Copy each line below in which the word "components" occurs.

start DATA SEGMENT

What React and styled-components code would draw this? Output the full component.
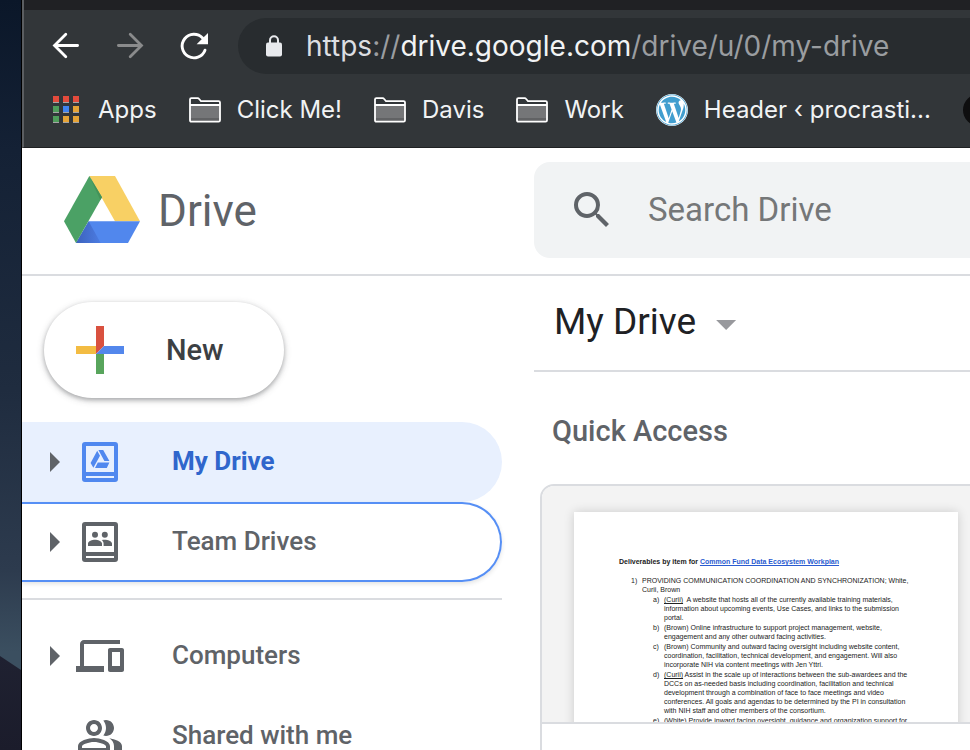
import React from "react";
import styled, { createGlobalStyle, css } from "styled-components";
import { FaWordpress } from "react-icons/fa";

const sans = 'Roboto, "Liberation Sans", sans-serif';
const system = 'Inter, "Liberation Sans", sans-serif';

const GlobalStyle = createGlobalStyle`
  *, *::before, *::after { box-sizing: border-box; }
  body { margin: 0; background: #fff; font-family: ${sans}; overflow: hidden; }
  button, input { font: inherit; color: inherit; border: 0; padding: 0; background: none; }
  button { cursor: pointer; white-space: nowrap; }
  svg { display: block; flex: none; }
  a { color: inherit; text-decoration: none; }
`;

const Desktop = styled.div`
  display: flex;
  height: 100vh;
  overflow: hidden;
`;

const Wallpaper = styled.div`
  flex: none;
  width: 22px;
  display: flex;
  flex-direction: column;
  justify-content: flex-end;
  border-right: 1px solid #000;
  background: linear-gradient(#0b1729 0%, #142135 20%, #1f2c3f 52%, #2d3b4e 76%, #3b4f60 87%);
`;

const Ridge = styled.div`
  height: 94px;
  background: linear-gradient(#1f2131, #1b1c2b);
  clip-path: polygon(0 0, 100% 14px, 100% 100%, 0 100%);
`;

const Browser = styled.div`
  flex: 1;
  min-width: 0;
  display: flex;
  flex-direction: column;
  background: #fff;
`;

const Chrome = styled.header`
  flex: none;
  background: #323639;
  border-left: 2px solid #5b5e61;
  border-bottom: 1px solid #1f2123;
  font-family: ${system};
`;

const TabStrip = styled.div`
  height: 10px;
  background: #202124;
`;

const Toolbar = styled.div`
  display: flex;
  align-items: center;
  padding: 8px 0 8px 26px;
`;

const ToolButton = styled.button`
  flex: none;
  display: grid;
  place-items: center;
  width: 32px;
  height: 32px;
  margin-right: 32px;
  color: ${(p) => (p.$dim ? "#8a8b8c" : "#fff")};
`;

const Omnibox = styled.div`
  flex: 1;
  min-width: 0;
  height: 56px;
  margin-left: -4px;
  padding-left: 28px;
  display: flex;
  align-items: center;
  gap: 24px;
  border-radius: 28px 0 0 28px;
  background: #282c2f;
`;

const Address = styled.div`
  flex: 1;
  min-width: 0;
  overflow: hidden;
  white-space: nowrap;
  font-family: ${system};
  font-size: 28px;
  line-height: 36px;
  color: #9a9da0;
  outline: none;
`;

const Scheme = styled.span`
  color: #dcdee2;
`;

const Host = styled.span`
  color: #f1f3f4;
`;

const Bookmarks = styled.nav`
  display: flex;
  align-items: center;
  gap: 32px;
  height: 65px;
  padding: 0 0 9px 26px;
  overflow: hidden;
`;

const Bookmark = styled.button`
  flex: none;
  display: flex;
  align-items: center;
  gap: 16px;
  height: 40px;
  font-size: 24px;
  line-height: 32px;
  color: #f1f3f4;
`;

const IconSlot = styled.span`
  display: grid;
  place-items: center;
  width: 32px;
  height: 32px;
`;

const WordPressMark = styled(IconSlot)`
  border-radius: 50%;
  background: #fff;
  color: #419ecf;
`;

const DarkFavicon = styled(IconSlot)`
  border-radius: 50%;
  background: #0e0e0f;
`;

const AppHeader = styled.header`
  flex: none;
  display: grid;
  grid-template-columns: 512px 1fr;
  align-items: center;
  height: 128px;
  border-bottom: 2px solid #dadce0;
`;

const Brand = styled.a`
  display: flex;
  align-items: flex-start;
  gap: 18px;
  padding-left: 42px;
  font-size: 44px;
  line-height: 70px;
  color: #5f6368;
`;

const SearchBox = styled.form`
  display: flex;
  align-items: center;
  gap: 32px;
  height: 96px;
  padding-left: 34px;
  margin-bottom: 2px;
  border-radius: 16px 0 0 16px;
  background: #f1f3f4;
`;

const SearchButton = styled.button`
  display: grid;
  place-items: center;
  color: #5f6368;
`;

const SearchInput = styled.input`
  flex: 1;
  min-width: 0;
  height: 48px;
  margin-bottom: 2px;
  font-size: 33px;
  outline: none;
  color: #202124;
  &::placeholder { color: #757778; opacity: 1; }
`;

const Body = styled.div`
  flex: 1;
  min-height: 0;
  display: grid;
  grid-template-columns: 512px 1fr;
  overflow: hidden;
`;

const Sidebar = styled.aside`
  padding-top: 26px;
  padding-right: 32px;
`;

const NewButton = styled.button`
  display: flex;
  align-items: center;
  gap: 42px;
  width: 240px;
  height: 96px;
  margin: 0 0 24px 22px;
  padding-left: 32px;
  border-radius: 48px;
  background: #fff;
  box-shadow: 0 2px 4px rgba(60, 64, 67, 0.35), 0 2px 7px 1px rgba(60, 64, 67, 0.16);
  font-size: 29px;
  font-weight: 500;
  color: #3c4043;
`;

const NavItem = styled.button`
  display: flex;
  align-items: center;
  width: 100%;
  height: 80px;
  padding-left: 28px;
  border-radius: 0 40px 40px 0;
  font-size: 26px;
  font-weight: 500;
  line-height: 32px;
  color: #5f6368;
  ${(p) =>
    p.$selected &&
    css`
      background: #e8f0fe;
      color: #2f66cc;
      font-weight: 700;
    `}
  ${(p) =>
    p.$focused &&
    css`
      border: solid #568ff5;
      border-width: 2px 2px 2px 0;
      box-shadow: 0 2px 4px rgba(60, 64, 67, 0.14);
    `}
`;

const NavGlyph = styled.span`
  margin: 0 48px 0 16px;
  color: ${(p) => (p.$selected ? "#5088ef" : "inherit")};
`;

const NavLabel = styled.span`
  padding-bottom: 2px;
`;

const Expander = styled.span`
  width: 10px;
  height: 20px;
  background: ${(p) => (p.$hidden ? "none" : "#5f6368")};
  clip-path: polygon(0 0, 100% 50%, 0 100%);
`;

const NavRule = styled.hr`
  height: 2px;
  margin: 16px 0;
  border: 0;
  background: #dadce0;
`;

const Main = styled.main`
  min-width: 0;
  overflow: hidden;
`;

const PathBar = styled.div`
  height: 96px;
  padding: 22px 0 0 20px;
  border-bottom: 2px solid #dadce0;
`;

const PathButton = styled.button`
  display: flex;
  align-items: center;
  gap: 20px;
  height: 48px;
  font-size: 37px;
  line-height: 48px;
  color: #202124;
`;

const Caret = styled.span`
  width: 20px;
  height: 10px;
  margin-top: 6px;
  background: #98999d;
  clip-path: polygon(0 0, 100% 0, 50% 100%);
`;

const SectionTitle = styled.h2`
  margin: 0;
  padding: 40px 0 34px 18px;
  font-size: 29px;
  font-weight: 500;
  line-height: 38px;
  color: #5f6368;
`;

const FileCard = styled.article`
  width: 452px;
  height: 320px;
  margin-left: 6px;
  overflow: hidden;
  border: 2px solid #dadce0;
  border-radius: 14px;
`;

const Preview = styled.div`
  height: 238px;
  padding: 26px 32px 0;
  overflow: hidden;
  border-bottom: 2px solid #dadce0;
  background: #f3f3f3;
`;

const Paper = styled.div`
  height: 480px;
  padding: 45px 0 0 45px;
  background: #fff;
  box-shadow: 0 0 10px rgba(0, 0, 0, 0.16);
  font-family: "Liberation Sans", sans-serif;
  font-size: 7px;
  line-height: 9px;
  color: #222;
  white-space: nowrap;
`;

const DocTitle = styled.p`
  margin: 0 0 10px;
  font-weight: 700;
`;

const DocLink = styled.a`
  color: #2a5bd0;
  text-decoration: underline;
`;

const DocList = styled.ol`
  display: grid;
  gap: 1px;
  margin: 0;
  padding: 0;
  list-style: none;
`;

const DocItem = styled.li`
  display: grid;
  grid-template-columns: 11px 1fr;
  padding-left: ${(p) => (p.$nested ? 34 : 12)}px;
`;

const Svg = ({ w, h = w, box = `0 0 ${w} ${h}`, children }) => (
  <svg width={w} height={h} viewBox={box} aria-hidden="true">
    {children}
  </svg>
);

const ArrowIcon = ({ forward }) => (
  <Svg w={32}>
    <path
      d={forward ? "M4.400 15.500h23M16.200 4.200L27.500 15.500L16.200 26.800" : "M27.600 15.500H4.600M15.800 4.200L4.500 15.500L15.800 26.800"}
      fill="none"
      stroke="currentColor"
      strokeWidth="2.8"
      strokeLinecap="round"
    />
  </Svg>
);

const ReloadIcon = () => (
  <Svg w={32}>
    <path d="M27 20.2A11.8 11.8 0 1 1 24.6 8" fill="none" stroke="currentColor" strokeWidth="2.9" strokeLinecap="round" />
    <path d="M30 3v11.2H18.6z" fill="currentColor" />
  </Svg>
);

const LockIcon = () => (
  <Svg w={16} h={22}>
    <rect y="7.5" width="16" height="14" rx="2" fill="#e8eaed" />
    <path d="M4 9V5.2a4 4 0 0 1 8 0V9" fill="none" stroke="#e8eaed" strokeWidth="2" />
  </Svg>
);

const appColors = ["#e34b3c", "#e34b3c", "#e34b3c", "#4f9d5b", "#3f83f0", "#e6a436", "#4f9d5b", "#e6a436", "#e6a436"];

const AppsIcon = () => (
  <Svg w={26} h={28}>
    {appColors.map((color, i) => (
      <g key={i} transform={`translate(${(i % 3) * 10} ${Math.floor(i / 3) * 10})`}>
        <rect width="6" height="7" fill="#a5a5a5" />
        <rect width="6" height="6" fill={color} />
      </g>
    ))}
  </Svg>
);

const FolderIcon = () => (
  <Svg w={32} h={26}>
    <rect x="1" y="8" width="30" height="16" fill="#757678" />
    <rect x="1" y="21" width="30" height="3" fill="#616264" />
    <path
      d="M1 23.2V2.6Q1 1.2 2.4 1.2H8.6Q9.6 1.2 10.2 2L12 4.2H29.6Q31 4.2 31 5.6V23.2Q31 24.6 29.6 24.6H2.4Q1 24.6 1 23.2ZM1 8H31"
      fill="none"
      stroke="#fff"
      strokeWidth="1.8"
    />
  </Svg>
);

const DriveLogo = () => (
  <Svg w={76} h={67} box="0 0 228 201">
    <defs>
      <linearGradient id="fold" x1="0" y1="0" x2="1" y2="0">
        <stop offset="0" stopColor="#3c62bd" />
        <stop offset="1" stopColor="#4c7ce2" />
      </linearGradient>
    </defs>
    <path d="M76 0H153L228 136H153z" fill="#f8d064" />
    <path d="M74 136H228L192 201H36z" fill="#5187ed" />
    <path d="M74 136L110 201H36z" fill="url(#fold)" />
    <path d="M76 0L114 64L36 201L0 136z" fill="#4ba165" />
    <path d="M76 0L114 64L109 72z" fill="#449259" />
  </Svg>
);

const SearchIcon = () => (
  <Svg w={48} box="0 0 24 24">
    <path
      fill="currentColor"
      d="M15.5 14h-.79l-.28-.27A6.47 6.47 0 0 0 16 9.5 6.5 6.5 0 1 0 9.5 16c1.61 0 3.09-.59 4.23-1.57l.27.28v.79l5 4.99L20.49 19l-4.99-5zm-6 0C7.01 14 5 11.99 5 9.5S7.01 5 9.5 5 14 7.01 14 9.5 11.99 14 9.5 14z"
    />
  </Svg>
);

const PlusIcon = () => (
  <Svg w={48}>
    <path d="M20 0h8v20l-8 8z" fill="#d9513f" />
    <path d="M28 20h20v8H20z" fill="#5387ec" />
    <path d="M0 20h20v8H0z" fill="#f3bc42" />
    <path d="M20 28h8v20h-8z" fill="#58a55c" />
  </Svg>
);

const bookFrame =
  "M4.500 2H19.500A1.500 1.500 0 0 1 21 3.500V20.500A1.500 1.500 0 0 1 19.500 22H4.500A1.500 1.500 0 0 1 3 20.500V3.500A1.500 1.500 0 0 1 4.500 2ZM5 4V17H19V4ZM5 19V20H19V19Z";

const MyDriveIcon = () => (
  <Svg w={48} box="0 0 24 24">
    <path fill="currentColor" fillRule="evenodd" d={bookFrame} />
    <path fill="currentColor" d="M10.6 6.400L12 8.900L8.700 14.900L7.300 12.500zM11.200 6H13.600L16.700 11.500H14.200zM10.900 12.300H16.700L15.400 15H9.500z" />
  </Svg>
);

const TeamDrivesIcon = () => (
  <Svg w={48} box="0 0 24 24">
    <path fill="currentColor" fillRule="evenodd" d={bookFrame} />
    <circle cx="9.500" cy="8.400" r="1.500" fill="currentColor" />
    <circle cx="14.400" cy="8.400" r="1.500" fill="currentColor" />
    <path
      fill="currentColor"
      d="M6 14v-1.200c0-1.200 2.200-1.900 3.500-1.900s3.500.7 3.500 1.900V14zM13.800 14v-1.200c0-.7-.4-1.300-.9-1.800.5-.1 1-.1 1.500-.1 1.400 0 3.600.7 3.600 1.900V14z"
    />
  </Svg>
);

const ComputersIcon = () => (
  <Svg w={48} box="0 0 24 24">
    <path
      fill="currentColor"
      d="M4 6h18V4H4c-1.100 0-2 .9-2 2v11H0v3h14v-3H4V6zm19 2h-6c-.55 0-1 .45-1 1v10c0 .55.45 1 1 1h6c.55 0 1-.45 1-1V9c0-.55-.45-1-1-1zm-1 9h-4v-7h4v7z"
    />
  </Svg>
);

const SharedIcon = () => (
  <Svg w={48} box="0 0 24 24">
    <path
      fill="currentColor"
      d="M16.670 13.130C18.040 14.060 19 15.320 19 17v3h4v-3c0-2.180-3.570-3.470-6.330-3.870zM15 12c2.210 0 4-1.790 4-4s-1.790-4-4-4c-.47 0-.91.1-1.330.24C14.500 5.270 15 6.580 15 8s-.5 2.730-1.330 3.760c.42.14.86.24 1.330.24zM9 12c2.210 0 4-1.790 4-4s-1.790-4-4-4-4 1.790-4 4 1.790 4 4 4zm0-6c1.100 0 2 .9 2 2s-.9 2-2 2-2-.9-2-2 .9-2 2-2zM9 13c-2.670 0-8 1.340-8 4v3h16v-3c0-2.660-5.330-4-8-4zm6 5H3v-.99C3.200 16.290 6.300 15 9 15s5.800 1.290 6 2v1z"
    />
  </Svg>
);

const folders = ["Click Me!", "Davis", "Work"];

const places = [
  { label: "My Drive", Icon: MyDriveIcon, selected: true, expandable: true },
  { label: "Team Drives", Icon: TeamDrivesIcon, focused: true, expandable: true, ruleAfter: true },
  { label: "Computers", Icon: ComputersIcon, expandable: true },
  { label: "Shared with me", Icon: SharedIcon },
];

const docItems = [
  { mark: "1)", lines: ["PROVIDING COMMUNICATION COORDINATION AND SYNCHRONIZATION; White,", "Curii, Brown"] },
  {
    mark: "a)",
    who: "(Curii)",
    lines: [
      "\u00a0 A website that hosts all of the currently available training materials,",
      "information about upcoming events, Use Cases, and links to the submission",
      "portal.",
    ],
  },
  {
    mark: "b)",
    lines: ["(Brown) Online infrastructure to support project management, website,", "engagement and any other outward facing activities."],
  },
  {
    mark: "c)",
    lines: [
      "(Brown) Community and outward facing oversight including website content,",
      "coordination, facilitation, technical development, and engagement. Will also",
      "incorporate NIH via content meetings with Jen Yttri.",
    ],
  },
  {
    mark: "d)",
    who: "(Curii)",
    lines: [
      " Assist in the scale up of interactions between the sub-awardees and the",
      "DCCs on as-needed basis including coordination, facilitation and technical",
      "development through a combination of face to face meetings and video",
      "conferences. All goals and agendas to be determined by the PI in consultation",
      "with NIH staff and other members of the consortium.",
    ],
  },
  { mark: "e)", lines: ["(White) Provide inward facing oversight, guidance and organization support for"] },
];

const Place = ({ label, Icon, selected, focused, expandable }) => (
  <NavItem type="button" $selected={selected} $focused={focused} aria-current={selected ? "page" : undefined}>
    <Expander $hidden={!expandable} />
    <NavGlyph $selected={selected}>
      <Icon />
    </NavGlyph>
    <NavLabel>{label}</NavLabel>
  </NavItem>
);

export default function App() {
  return (
    <Desktop>
      <GlobalStyle />
      <Wallpaper>
        <Ridge />
      </Wallpaper>
      <Browser>
        <Chrome>
          <TabStrip />
          <Toolbar>
            <ToolButton type="button" aria-label="Back">
              <ArrowIcon />
            </ToolButton>
            <ToolButton type="button" aria-label="Forward" $dim>
              <ArrowIcon forward />
            </ToolButton>
            <ToolButton type="button" aria-label="Reload">
              <ReloadIcon />
            </ToolButton>
            <Omnibox>
              <LockIcon />
              <Address role="textbox" aria-label="Address" contentEditable suppressContentEditableWarning spellCheck={false}>
                <Scheme>https</Scheme>://<Host>drive.google.com</Host>/drive/u/0/my-drive
              </Address>
            </Omnibox>
          </Toolbar>
          <Bookmarks aria-label="Bookmarks">
            <Bookmark type="button">
              <IconSlot>
                <AppsIcon />
              </IconSlot>
              Apps
            </Bookmark>
            {folders.map((name) => (
              <Bookmark type="button" key={name}>
                <IconSlot>
                  <FolderIcon />
                </IconSlot>
                {name}
              </Bookmark>
            ))}
            <Bookmark type="button">
              <WordPressMark>
                <FaWordpress size={32} />
              </WordPressMark>
              Header ‹ procrasti...
            </Bookmark>
            <Bookmark type="button" aria-label="Bookmark">
              <DarkFavicon />
            </Bookmark>
          </Bookmarks>
        </Chrome>

        <AppHeader>
          <Brand href="#home">
            <DriveLogo />
            Drive
          </Brand>
          <SearchBox role="search">
            <SearchButton type="button" aria-label="Search">
              <SearchIcon />
            </SearchButton>
            <SearchInput type="text" aria-label="Search Drive" placeholder="Search Drive" />
          </SearchBox>
        </AppHeader>

        <Body>
          <Sidebar>
            <NewButton type="button">
              <PlusIcon />
              New
            </NewButton>
            {places.map((place) => (
              <React.Fragment key={place.label}>
                <Place {...place} />
                {place.ruleAfter && <NavRule />}
              </React.Fragment>
            ))}
          </Sidebar>

          <Main>
            <PathBar>
              <PathButton type="button">
                My Drive
                <Caret />
              </PathButton>
            </PathBar>
            <SectionTitle>Quick Access</SectionTitle>
            <FileCard>
              <Preview>
                <Paper>
                  <DocTitle>
                    Deliverables by item for <DocLink href="#workplan">Common Fund Data Ecosystem Workplan</DocLink>
                  </DocTitle>
                  <DocList>
                    {docItems.map(({ mark, who, lines }, i) => (
                      <DocItem key={mark} $nested={i > 0}>
                        <span>{mark}</span>
                        <span>
                          {who && <u>{who}</u>}
                          {lines.map((line, n) => (
                            <React.Fragment key={line}>
                              {n > 0 && <br />}
                              {line}
                            </React.Fragment>
                          ))}
                        </span>
                      </DocItem>
                    ))}
                  </DocList>
                </Paper>
              </Preview>
            </FileCard>
          </Main>
        </Body>
      </Browser>
    </Desktop>
  );
}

end DATA SEGMENT

ANSWER TO THIS PROBLEM —
What React and styled-components code would draw this? Output the full component.
import styled, { createGlobalStyle, css } from "styled-components";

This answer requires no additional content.